VIKTOR ORBÁN AND THE ILLIBERAL STATE

11 August 2014

Viktor Orbán’s recent speech to ethnic Hungarians in Transylvania on 26 July 2014, in which he mentioned Hungary’s movement towards the creation of a ‘workfare’ state – not per se built on current western liberal models – but rather a pragmatic response to social and economic developments, has been met by a somewhat hysterical and ill-informed reaction by Hungary’s liberals and their foreign supporters.

Actually, if you read the ‘Tusnád’ speech carefully, you will find an articulate and informed assessment of a debate, which is current in intellectual and academic circles around the world.  Orbán quite clearly has read ‘The Fourth Revolution: The Global Race to Reinvent the State’ by John Mickelthwait and Adrian Wooldridge, two writers associated with the ‘Economist’ who are helping to foster a debate on the form of effective government in the future given that the current welfare state model cannot be sustained.

The speech and the response are interesting on different levels. At one level, the decision by Hungarian liberals to take their complaint to Brussels is a slap in the face for democracy in Hungary but also reinforces the view that liberals are on the back-foot politically, socially and economically. Liberalism in Hungary is dead – they have nothing to offer society other than more regulation in the name of individual rights, which in fact generally clash with the rights of others. Regulating peoples’ behaviour to enforce perceived ‘equality’ has been the hallmark of modern liberalism in Hungary and the EU and the electorate simply won’t buy it any more.

Complaining to Brussels also suggests that the EU should and can enforce political liberal orthodoxy amongst member states. However, this in itself is a dangerous notion, especially at a time when the EU is itself under criticism for its inability to become more democratic and accountable to the people of Europe. In terms of Hungarian politics, Orbán is more of a democrat than many of his opponents.

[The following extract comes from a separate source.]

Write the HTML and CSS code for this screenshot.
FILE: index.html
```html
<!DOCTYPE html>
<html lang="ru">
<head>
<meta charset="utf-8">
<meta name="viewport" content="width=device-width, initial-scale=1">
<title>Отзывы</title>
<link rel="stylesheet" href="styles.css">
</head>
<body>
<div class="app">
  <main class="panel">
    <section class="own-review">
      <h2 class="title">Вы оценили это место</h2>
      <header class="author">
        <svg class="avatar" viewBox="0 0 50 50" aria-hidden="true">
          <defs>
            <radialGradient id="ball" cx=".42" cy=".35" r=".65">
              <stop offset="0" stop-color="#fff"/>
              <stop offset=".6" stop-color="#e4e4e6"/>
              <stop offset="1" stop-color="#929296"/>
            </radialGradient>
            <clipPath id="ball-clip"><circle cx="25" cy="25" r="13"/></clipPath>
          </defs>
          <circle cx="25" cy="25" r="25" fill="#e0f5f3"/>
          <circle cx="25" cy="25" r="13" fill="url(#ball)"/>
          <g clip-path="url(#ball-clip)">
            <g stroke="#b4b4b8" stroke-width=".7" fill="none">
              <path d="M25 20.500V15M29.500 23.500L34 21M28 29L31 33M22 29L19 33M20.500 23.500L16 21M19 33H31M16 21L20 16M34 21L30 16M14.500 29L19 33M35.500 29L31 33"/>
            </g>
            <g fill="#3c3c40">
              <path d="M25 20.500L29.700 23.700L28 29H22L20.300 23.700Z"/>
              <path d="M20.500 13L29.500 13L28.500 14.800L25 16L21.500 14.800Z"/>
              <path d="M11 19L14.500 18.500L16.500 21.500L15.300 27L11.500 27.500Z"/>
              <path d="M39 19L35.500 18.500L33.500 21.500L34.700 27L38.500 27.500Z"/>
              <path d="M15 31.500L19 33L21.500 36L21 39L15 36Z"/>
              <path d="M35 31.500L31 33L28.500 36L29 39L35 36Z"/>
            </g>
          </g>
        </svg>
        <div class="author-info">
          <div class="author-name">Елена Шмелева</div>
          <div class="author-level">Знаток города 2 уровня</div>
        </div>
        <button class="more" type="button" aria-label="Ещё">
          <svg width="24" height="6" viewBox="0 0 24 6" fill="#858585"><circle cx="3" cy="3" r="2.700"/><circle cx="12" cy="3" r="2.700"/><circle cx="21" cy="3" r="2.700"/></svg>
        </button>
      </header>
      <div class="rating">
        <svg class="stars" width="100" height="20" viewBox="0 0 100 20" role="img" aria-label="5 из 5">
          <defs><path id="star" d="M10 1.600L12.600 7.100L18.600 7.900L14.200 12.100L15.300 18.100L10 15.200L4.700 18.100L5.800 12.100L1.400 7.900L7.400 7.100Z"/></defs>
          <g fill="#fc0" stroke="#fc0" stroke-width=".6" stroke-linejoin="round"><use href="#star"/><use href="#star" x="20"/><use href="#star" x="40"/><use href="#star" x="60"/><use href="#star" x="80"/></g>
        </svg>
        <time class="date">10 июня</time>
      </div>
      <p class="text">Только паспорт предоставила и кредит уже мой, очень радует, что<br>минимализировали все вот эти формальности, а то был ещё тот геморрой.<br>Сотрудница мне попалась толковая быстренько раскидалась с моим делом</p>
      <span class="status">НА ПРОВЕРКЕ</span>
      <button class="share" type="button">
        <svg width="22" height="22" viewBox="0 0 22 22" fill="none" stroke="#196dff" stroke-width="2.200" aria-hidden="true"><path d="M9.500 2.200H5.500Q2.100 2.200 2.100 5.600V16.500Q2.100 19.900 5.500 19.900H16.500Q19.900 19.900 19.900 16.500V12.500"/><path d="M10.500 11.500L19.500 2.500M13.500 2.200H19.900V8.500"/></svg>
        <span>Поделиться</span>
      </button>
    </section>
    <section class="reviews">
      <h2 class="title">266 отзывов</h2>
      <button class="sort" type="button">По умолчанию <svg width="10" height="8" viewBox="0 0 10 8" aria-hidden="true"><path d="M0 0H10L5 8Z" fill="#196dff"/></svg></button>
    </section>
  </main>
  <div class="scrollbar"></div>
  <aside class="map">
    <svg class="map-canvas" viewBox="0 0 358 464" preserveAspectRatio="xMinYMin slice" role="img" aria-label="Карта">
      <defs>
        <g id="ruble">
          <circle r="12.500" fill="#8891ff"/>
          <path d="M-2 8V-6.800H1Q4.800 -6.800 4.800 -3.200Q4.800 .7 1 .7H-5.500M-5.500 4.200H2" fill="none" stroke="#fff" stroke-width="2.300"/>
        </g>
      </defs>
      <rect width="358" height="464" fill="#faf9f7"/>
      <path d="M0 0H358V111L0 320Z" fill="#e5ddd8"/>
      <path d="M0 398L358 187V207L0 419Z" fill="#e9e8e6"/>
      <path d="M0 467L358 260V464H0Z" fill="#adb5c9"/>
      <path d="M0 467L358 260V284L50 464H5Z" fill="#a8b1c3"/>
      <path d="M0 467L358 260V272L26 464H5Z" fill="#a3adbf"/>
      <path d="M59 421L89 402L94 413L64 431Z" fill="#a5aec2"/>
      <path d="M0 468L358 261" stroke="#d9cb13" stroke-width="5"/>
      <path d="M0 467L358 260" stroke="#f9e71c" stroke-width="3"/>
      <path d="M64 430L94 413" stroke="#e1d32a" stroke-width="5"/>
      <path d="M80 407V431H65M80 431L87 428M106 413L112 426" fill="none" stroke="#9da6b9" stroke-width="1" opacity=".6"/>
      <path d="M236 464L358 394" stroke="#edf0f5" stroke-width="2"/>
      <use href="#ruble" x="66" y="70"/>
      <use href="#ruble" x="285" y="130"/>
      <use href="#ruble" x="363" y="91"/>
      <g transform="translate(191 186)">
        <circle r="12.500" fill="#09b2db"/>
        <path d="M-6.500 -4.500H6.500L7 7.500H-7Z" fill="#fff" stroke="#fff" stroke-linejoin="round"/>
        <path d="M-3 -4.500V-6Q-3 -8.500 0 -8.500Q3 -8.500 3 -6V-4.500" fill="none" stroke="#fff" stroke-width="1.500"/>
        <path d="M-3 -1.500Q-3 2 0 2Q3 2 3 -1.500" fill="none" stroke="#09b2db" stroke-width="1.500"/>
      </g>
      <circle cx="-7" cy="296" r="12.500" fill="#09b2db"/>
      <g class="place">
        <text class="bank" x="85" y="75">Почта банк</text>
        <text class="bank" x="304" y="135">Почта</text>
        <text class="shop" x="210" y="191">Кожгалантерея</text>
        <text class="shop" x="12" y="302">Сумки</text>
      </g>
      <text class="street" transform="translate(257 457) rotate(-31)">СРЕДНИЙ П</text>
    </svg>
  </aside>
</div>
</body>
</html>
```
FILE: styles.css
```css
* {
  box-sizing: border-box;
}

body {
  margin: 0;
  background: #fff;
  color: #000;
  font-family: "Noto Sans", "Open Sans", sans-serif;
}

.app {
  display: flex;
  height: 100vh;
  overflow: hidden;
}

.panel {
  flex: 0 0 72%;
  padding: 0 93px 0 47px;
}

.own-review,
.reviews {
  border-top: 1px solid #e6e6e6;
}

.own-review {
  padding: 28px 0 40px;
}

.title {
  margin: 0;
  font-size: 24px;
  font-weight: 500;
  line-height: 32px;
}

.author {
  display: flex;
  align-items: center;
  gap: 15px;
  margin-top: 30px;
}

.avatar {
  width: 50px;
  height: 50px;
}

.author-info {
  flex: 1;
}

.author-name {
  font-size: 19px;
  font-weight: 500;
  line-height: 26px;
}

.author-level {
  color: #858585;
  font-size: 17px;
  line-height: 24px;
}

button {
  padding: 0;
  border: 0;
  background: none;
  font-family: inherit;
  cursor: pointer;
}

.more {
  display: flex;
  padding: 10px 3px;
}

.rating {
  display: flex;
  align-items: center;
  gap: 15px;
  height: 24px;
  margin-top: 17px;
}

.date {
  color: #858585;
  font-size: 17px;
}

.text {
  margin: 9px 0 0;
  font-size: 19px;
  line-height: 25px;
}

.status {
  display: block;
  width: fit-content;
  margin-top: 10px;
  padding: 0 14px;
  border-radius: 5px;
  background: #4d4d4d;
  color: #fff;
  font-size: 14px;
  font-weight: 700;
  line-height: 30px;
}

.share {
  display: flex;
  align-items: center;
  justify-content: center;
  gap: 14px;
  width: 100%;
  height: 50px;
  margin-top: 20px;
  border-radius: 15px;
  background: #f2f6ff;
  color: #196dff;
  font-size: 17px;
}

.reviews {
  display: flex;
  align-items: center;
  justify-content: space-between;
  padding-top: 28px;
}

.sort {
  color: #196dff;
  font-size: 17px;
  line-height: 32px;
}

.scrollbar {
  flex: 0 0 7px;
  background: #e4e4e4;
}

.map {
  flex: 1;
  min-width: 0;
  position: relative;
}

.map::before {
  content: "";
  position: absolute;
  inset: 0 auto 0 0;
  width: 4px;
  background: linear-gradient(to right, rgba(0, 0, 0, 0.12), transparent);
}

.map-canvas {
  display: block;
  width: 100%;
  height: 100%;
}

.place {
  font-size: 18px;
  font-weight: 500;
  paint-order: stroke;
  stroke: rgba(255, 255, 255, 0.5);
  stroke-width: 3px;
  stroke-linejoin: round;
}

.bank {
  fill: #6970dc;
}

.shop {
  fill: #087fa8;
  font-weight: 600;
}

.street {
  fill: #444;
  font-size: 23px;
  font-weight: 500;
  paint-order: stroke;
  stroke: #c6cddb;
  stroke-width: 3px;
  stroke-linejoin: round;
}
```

On another level, the speech homed in on a very real and present problem – how to ensure a modern democracy can afford the spiralling costs of providing welfare and employment stimulus in a resource-tight economy? Again, Orbán seems familiar with the competing economic visions of Keynes and Hayek and the implications for modern political economy. During his last term in office, 2010-14, Orbán initiated a series of unorthodox measures to reduce government debt and public borrowing as well as stimulating work for the long-term unemployed. These policies were not without their critics but in short, the policies worked. They worked, not only due to their inherent effectiveness but also in part due to the fact that the economic orthodoxy expounded by critics was in fact the same policies, which led to economic meltdown in 2008.

Orbán points out in his speech that Hungary is not alone in seeking to come to terms with this underlying and simmering crisis.  He points to similar debates in the USA and in the UK.  Yet his critics, especially in the USA, are unable to see anything but a tyrant – the traditional default position of the ‘Princeton set’ and the liberal establishment. Should Americans in particular complain about Hungary when the USA struggles to create a national budget and regularly shuts down government?

Where Hungary goes under a ‘workfare’ system of government is intriguing as it is vague. What does it mean?  What it might mean, however, is that welfare and benefits might become divorced from ‘entitlement’ and that government funding might lean towards supporting families who support themselves.This is unlikely to suggest that the poor and disadvantaged will not be provided for but this provision will be less likely to be supported by high taxation.

Going against the grain, especially as a trailblazer is never easy for a politician. However, the Tusnád speech suggests that Orbán has become informed about the future of government, global economics and the possible ways to meet the challenges of the future. The fact that he has suggested that future models of governance might be ‘illiberal’ is not an issue of freedom but of classic political philosophy.